Looking back, that time was amazing and I’m grateful now that we didn’t have our son until 2018, 10 years after we were married. It was a decade full of ups and downs, but I learned during that time that contentment is an attitude and it’s something I can feel no matter my circumstances. There is always something to be grateful for, especially looking back.

❺ Keep Your Priorities In Check

Growing up, I must have driven my poor parents crazy, because (like many kids) I asked for everything. There was always something I wanted. And I was generally convinced that life would be better, I’d be cooler, and all would be right in the world when I finally got THAT THING. Of course, if and when I ever got that thing, I’d move right onto the next.

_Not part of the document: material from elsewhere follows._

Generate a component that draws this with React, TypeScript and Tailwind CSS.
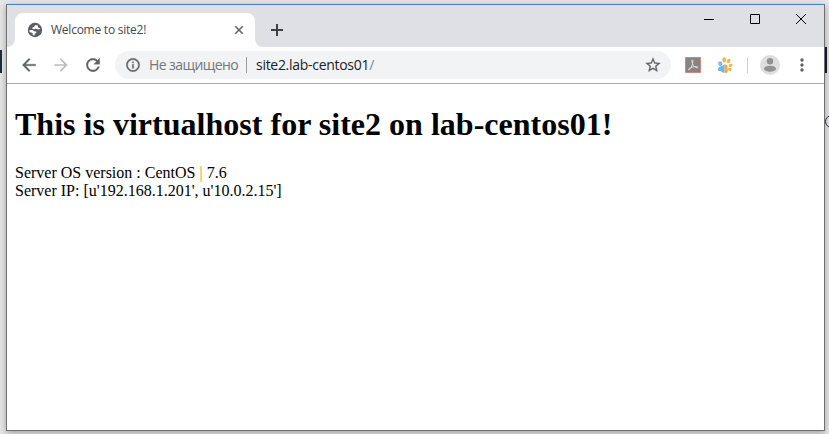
import type { ReactNode } from 'react';

const uiFont = "font-['Open_Sans','Noto_Sans',sans-serif]";

function Icon({ d, className }: { d: string; className: string }) {
  return (
    <svg viewBox="0 0 24 24" className={`shrink-0 fill-current ${className}`} aria-hidden="true">
      <path d={d} />
    </svg>
  );
}

const icons = {
  back: 'M20 11H7.830l5.590-5.590L12 4l-8 8 8 8 1.410-1.410L7.830 13H20v-2z',
  forward: 'M12 4l-1.410 1.410L16.170 11H4v2h12.170l-5.580 5.590L12 20l8-8z',
  reload:
    'M17.650 6.350C16.200 4.900 14.210 4 12 4c-4.420 0-7.990 3.580-7.990 8s3.570 8 7.990 8c3.730 0 6.840-2.550 7.730-6h-2.080c-.82 2.330-3.040 4-5.650 4-3.310 0-6-2.690-6-6s2.690-6 6-6c1.660 0 3.140.69 4.220 1.780L13 11h7V4l-2.350 2.350z',
  info: 'M11 17h2v-6h-2v6zm1-15C6.480 2 2 6.480 2 12s4.480 10 10 10 10-4.480 10-10S17.520 2 12 2zm0 18c-4.410 0-8-3.590-8-8s3.590-8 8-8 8 3.590 8 8-3.590 8-8 8zM11 9h2V7h-2v2z',
  star: 'M22 9.240l-7.190-.62L12 2 9.190 8.630 2 9.240l5.460 4.730L5.820 21 12 17.270 18.180 21l-1.630-7.030L22 9.240zM12 15.400l-3.760 2.270 1-4.280-3.320-2.880 4.380-.38L12 6.100l1.710 4.040 4.380.38-3.320 2.880 1 4.280L12 15.400z',
  close:
    'M19 6.410L17.590 5 12 10.590 6.410 5 5 6.410 10.590 12 5 17.590 6.410 19 12 13.410 17.590 19 19 17.590 13.410 12z',
  more: 'M12 8c1.100 0 2-.9 2-2s-.9-2-2-2-2 .9-2 2 .9 2 2 2zm0 2c-1.100 0-2 .9-2 2s.9 2 2 2 2-.9 2-2-.9-2-2-2zm0 6c-1.100 0-2 .9-2 2s.9 2 2 2 2-.9 2-2-.9-2-2-2z',
};

function GlobeIcon() {
  return (
    <svg viewBox="0 0 16 16" className="size-4 shrink-0">
      <circle cx="8" cy="8" r="7.200" fill="#5b5f64" />
      <path
        d="M10.800 3.200 8.200 3.300 7.400 4.500 5.600 5.300 5.400 6.900 7.300 7.200 8.600 6.600 10 7.300 12.600 7.300 13.200 6.300 11 5.600z"
        fill="#fff"
      />
      <path
        d="M2.300 8.200 5.400 8.100 7 9.200 9 9.400 9.300 10.700 7.900 11.700 7.300 13.400 5.700 12.900 5.700 11.200 4 10.500 2.500 9.700z"
        fill="#fff"
      />
    </svg>
  );
}

function CaptionButton({ label, children }: { label: string; children: ReactNode }) {
  return (
    <button aria-label={label} className="flex h-[28px] w-[46px] items-center justify-center">
      <svg viewBox="0 0 10 10" className="size-[10px] fill-none stroke-black" strokeWidth="1">
        {children}
      </svg>
    </button>
  );
}

function TabStrip() {
  return (
    <div className="flex h-[42px] shrink-0 items-end bg-[#dfe0e5]">
      <svg viewBox="0 0 8 8" className="size-2 fill-white">
        <path d="M8 0v8H0a8 8 0 0 0 8-8z" />
      </svg>
      <div className="flex h-[34px] w-[240px] items-center rounded-t-lg bg-white pl-3">
        <GlobeIcon />
        <span className={`${uiFont} ml-[8px] w-[181px] text-[12px] leading-4 tracking-[-0.24px] whitespace-nowrap text-[#45494d]`}>
          Welcome to site2!
        </span>
        <Icon d={icons.close} className="size-[14px] stroke-current stroke-[0.8] text-[#5f6368]" />
      </div>
      <svg viewBox="0 0 8 8" className="size-2 fill-white">
        <path d="M0 0v8h8a8 8 0 0 1-8-8z" />
      </svg>
      <svg viewBox="0 0 12 12" className="mb-[11px] ml-2 size-3 fill-[#3c4043]">
        <path d="M5 0h2v5h5v2H7v5H5V7H0V5h5z" />
      </svg>
      <div className="mb-[14px] ml-auto flex">
        <CaptionButton label="Minimize">
          <path d="M0 5.500h10" />
        </CaptionButton>
        <CaptionButton label="Maximize">
          <path d="M.5.5h9v9h-9z" />
        </CaptionButton>
        <CaptionButton label="Close">
          <path d="M0 0l10 10M10 0L0 10" />
        </CaptionButton>
      </div>
    </div>
  );
}

function PdfIcon() {
  return (
    <svg viewBox="0 0 16 16" className="size-4 shrink-0">
      <path d="M.5.5h15v15H.5z" fill="#858383" stroke="#d58676" />
      <path
        d="M7.300 2.800c1.100.2.5 3.100-.1 5.200-.8 2.600-2.500 5.100-3.500 4.900-1.200-.5 1.500-2.300 4-2.900 2.500-.6 5.300-.4 5.200.5-.3 1-2.900-.2-4.500-2.200C7.100 6.600 6.400 2.900 7.300 2.800z"
        fill="none"
        stroke="#e4e0e0"
        strokeWidth="1"
      />
    </svg>
  );
}

function PawIcon() {
  return (
    <svg viewBox="0 0 16 16" className="size-4 shrink-0">
      <ellipse cx="3.300" cy="6.600" rx="2.100" ry="2.400" fill="#79baf5" transform="rotate(-25 3.300 6.600)" />
      <ellipse cx="7.200" cy="3" rx="1.900" ry="2.700" fill="#efb64e" />
      <ellipse cx="11.600" cy="4" rx="1.700" ry="2.400" fill="#efb64e" transform="rotate(25 11.600 4)" />
      <ellipse cx="13.500" cy="8.300" rx="2.100" ry="1.500" fill="#efb64e" transform="rotate(-20 13.500 8.300)" />
      <ellipse cx="12.800" cy="12.400" rx="2" ry="1.500" fill="#efb64e" transform="rotate(30 12.800 12.400)" />
      <path d="M7.500 7.600c-2 1.600-5.500 1.800-6.500 3.800-.7 2 1 2.400 2.300 2.700 1.200.3 1.800 1.500 4.200 1.700z" fill="#6db3f2" />
      <path d="M7.500 7.600c2.500-.5 3.300 1 3 2.500-.2 2 .5 3 .3 4.300-.2 1.300-1.500 1.700-3.300 1.400z" fill="#efad3d" />
    </svg>
  );
}

function Toolbar() {
  return (
    <div className="flex h-[37px] shrink-0 items-center border-b border-[#aaacae] bg-white pl-[12px] text-[#5f6368]">
      <Icon d={icons.back} className="size-5 stroke-current stroke-[0.4]" />
      <Icon d={icons.forward} className="ml-3 size-5 text-[#babcbe]" />
      <Icon d={icons.reload} className="ml-3 size-5 stroke-current stroke-[0.4]" />
      <div className={`${uiFont} ml-3 flex h-7 w-[556px] items-center rounded-full bg-[#f1f3f4] pl-[10px] text-[14px] leading-5 whitespace-nowrap`}>
        <Icon d={icons.info} className="size-4 stroke-current stroke-[0.5]" />
        <span className="ml-2 w-[97px] tracking-[-0.58px] text-[#74777b]">Не защищено</span>
        <span className="h-4 w-px bg-[#9b9ea1]" />
        <span className="ml-[9px] tracking-[-0.29px] text-[#202124]">
          site2.lab-centos01<span className="text-[#80868b]">/</span>
        </span>
        <Icon d={icons.star} className="mr-[9px] ml-auto size-[18px] stroke-current stroke-[0.3]" />
      </div>
      <div className="ml-[14px] flex items-center">
        <PdfIcon />
        <span className="w-4" />
        <PawIcon />
        <span className="ml-[14px] h-4 w-px bg-[#ced0d2]" />
        <svg viewBox="0 0 20 20" className="ml-3 size-5">
          <circle cx="10" cy="10" r="10" fill="#dedede" />
          <circle cx="10" cy="6.300" r="3.200" fill="#929292" />
          <ellipse cx="10" cy="13.700" rx="6" ry="3" fill="#929292" />
        </svg>
        <Icon d={icons.more} className="ml-3 size-5" />
      </div>
    </div>
  );
}

export default function App() {
  return (
    <div className="relative h-[434px] w-[829px] overflow-hidden bg-[#e7e7e7] pt-1 pl-1.5">
      <div className="absolute top-[50px] left-0 h-[23px] w-[2px] bg-[#1f2a40]" />
      <div className="absolute top-[47px] left-[825px] h-[26px] w-[2px] bg-[#171b35]" />
      <div className="absolute top-[115px] left-[825px] size-[13px] rounded-full border border-[#30345c]" />
      <div className="relative flex h-[427px] w-[819px] flex-col border border-t-[#4a7dca] border-r-[#707070] border-b-[#707070] border-l-[#707070] bg-white shadow-[0_2px_7px_rgba(0,0,0,0.32)]">
        <TabStrip />
        <Toolbar />
        <main className="px-2 pt-[22px] font-['Liberation_Serif',serif] text-[16px] text-black">
          <h1 className="text-[32px] leading-[37px] font-bold tracking-[0.015px] whitespace-nowrap">
            This is virtualhost for site2 on lab-centos01!
          </h1>
          <p className="mt-[21px] leading-[18px]">
            Server OS version : CentOS <span className="text-[#f08a28]">|</span> 7.6
            <br />
            Server IP: [u'192.168.1.201', u'10.0.2.15']
          </p>
        </main>
      </div>
    </div>
  );
}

Embarrassingly, or maybe relateably, I’ve been much the same way in my adult life. I’ve wasted a lot of money on the wrong clothes and a lot of time over the wrong priorities. It’s taken maturity, growth, and perspective to realize what’s most important to me. When I get to the end of my life, I won’t look back wishing I had bought that jacket or spent more time and money on my wardrobe. I know I’m going to reflect on all the relationships in my life, the people who impacted me and who, if I’m fortunate enough, was able to impact as well — my family, my friends, my clients, maybe even a blog reader or two, like you.

It won’t matter if I had a closet full of designer handbags or what I wore to this wedding or that one. Yes, I enjoy shopping and getting dressed. I believe clothing can be beautiful, enjoyed, and appreciated. But I want it to be in the backdrop of my life, not the main focus. 

I want us all to have wardrobes we love. The right clothing can help you feel more confident, project a more accurate story about who you are to the world, land you opportunities, and make your life a lot more fun! But I don’t want it to be everything to you. Please don’t get caught up in needing to have more or defining yourself by what you have. 

At the end of the day, your wardrobe matters, but it doesn’t matter most.